Only something majestic as God himself; could tear it down. I felt as though the ocean was His reflection; showcasing how powerful He is yet How peaceful He is and beautiful and frightening all at the same time, how he is accessible and how we can swim in Him…
(Image Courtesy: Sydney Photographer)
Only something as majestic as God himself. The sea.
I am sure Peter and the disciples felt this way. They felt like they had lost God. A loss of a mentor, teacher and friend. Gone (or so they thought). And here I was also feeling as though I had somehow managed to loose Him like little kids loose their parents at the grocery store. I felt confused unsure of How to find Him again so I returned to “comfort…” yet little did I (or the disciples for that matter) know how close He was all along.He showed up in a way they would understand. That would heal them. He healed Peter that morning. Peter denied Him three times. Yet oddly enough God asked Peter, “Do you love me,” three times. Redemption. Healing. love.

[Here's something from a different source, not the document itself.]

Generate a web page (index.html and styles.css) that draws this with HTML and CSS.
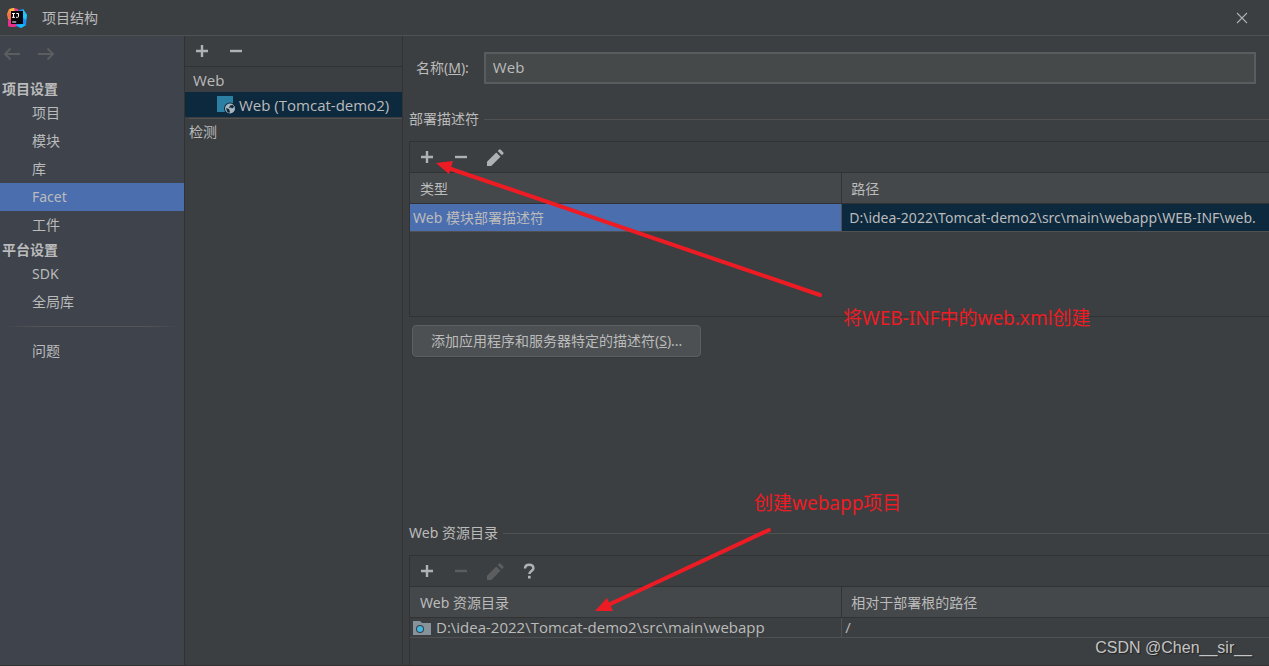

(Image Courtesy: See, Chee)
This is our God friends. Once He has us, He has “got” us forever. And no matter how great the wall may feel it will come tumbling down harder than it ever was raised up.
Jesus said to them, “Come and have breakfast.” None of the disciples ventured to question Him, “Who are You?” knowing that it was the Lord.(John 21:12)
In those seasons that seem empty or barren give your restless heart to Jesus. Ask Him to direct you to refresh you… chances are he’ll refresh you with breakfast. With something that will say, “He was here all along…” “He knows me…” He knew the disciples they liked fish. ;)
That day for me was so God breathed. He took me to physical places in North Sydney that I had always wanted to go. I got a chance to have a coffee at a place I was yearning to, the Boat house... which was such a lovely surprise, watched the sunset set at the valley by the sea… and had a bunch of laughs with those I love and Him. These relational moments made the walls come down and reminded me of how well my creator knows me.